WHITE CITY: 172 for 9
Batting: B.Berrigan 31 N.Wilkinson 31 Collett 30 M.Ffrench-Davis 15 Poulter 14 Bowling: B.Berrigan 11-3-39-2; W.Coales 5-0-48-2; N.Wilkinson 11-0-56-1; Collett 1-0-13-0
HALVERSTOWN: 173 for 5
Batting: G.Bayer 105* M.Ronaldson 22 J.Threadgold 15
Bowling: G.Bayer 2-0-12-2; J.Threadgold 9-2-17-2; D.Drumm 7-0-29-2; N.Case 11-0-30-2
S.Hayes 4-0-18-1; M.Ronaldson 3-0-26-0; T. Case 3-0-26-0 M.Hanley 3-0-26-0
Gunter had been reminding me for weeks that he was available for the White City game, perhaps recalling his magnificent route to 66 last year and hoping for something similar. It is a much anticipated fixture, the team a combined Oaks and league players, less farmers who are harvesting and sundry others who put work first. It was the last game of the Irish tour for White City and Peter Oborne brought his team here with a record of having won two, lost two and drawn one. This then was the deciding match of the tour: were Brexit voters right in seeing the “out” vote as the start of a new chapter in making Britain Great again? I am afraid not: it was to be the Gunter Bayer show yet again- in spades.
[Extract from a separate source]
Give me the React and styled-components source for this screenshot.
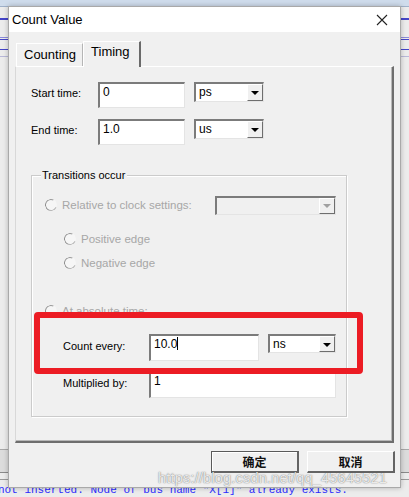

After the usual little fiction of the toss we fielded in a game scheduled to end 20 overs after 5.30pm, to accomodate time in the pub before catching the flight home. However, Neville Case and John Threadgold bowled with such unerring accuracy that the White City run rate barely crawled along, such that Peter shouted “20 overs past 6pm”. The flight could wait, if necessary- though ultimately not the pub. John and Neville took two wickets apiece, for extraordinarily good economy. I added another 2 and Stuart Hayes 1 before we played our bowling master card: Gunter! His 2 for 12 finished off the innings at 172 for 9.
The total was a lot better than last year's 133 and City must have taken heart from quickly having us 26 for 3. But Gunter, ably supported by Mark Ronaldson, made all the difference. His 106 not out was in a class of its own and included 18 boundaries- with a massive 6 taking him through the hundred barrier with only 2 more balls of the innings left. We do not see many centuries is Oaks games (if any!) and this was very special. Mark kept rotating the strike with a series of singles in a fine supporting role before falling LBW to Bill Coales. John Threadgold added 15 before Stuart saw out the innings with a rampant and unbeaten Gunter.
White City had few bowlers: Brian Berrigan and Neville Wilkinson had to bowl 11 overs each, the former with an impressive 3 maidens and 2 for 39. Neville took a good caught-bowled against Stuart Conroy and Bill Coales took 2 significant scalps in Mark and John for48. We made the 173 target with 14 overs to spare and so retained- yet again- the Alan Ruddock Cup. This was the first time that we had no Ruddocks at the game: Jackie has moved to Dublin, so no more late nights at the Rectory after the game, and the 3 sons abroad. However, Peter spoke movingly of Alan, his friendship and his spirit still present at Halverstown. Another tradition is the excellent Karen Plewman tea for White City, in this case even though TP was unable to play. Thank you Karen, and thanks to umpires John Brown, also unable to play for health reasons (but still well able to put the finger up as umpire) and the injured Richard Greene.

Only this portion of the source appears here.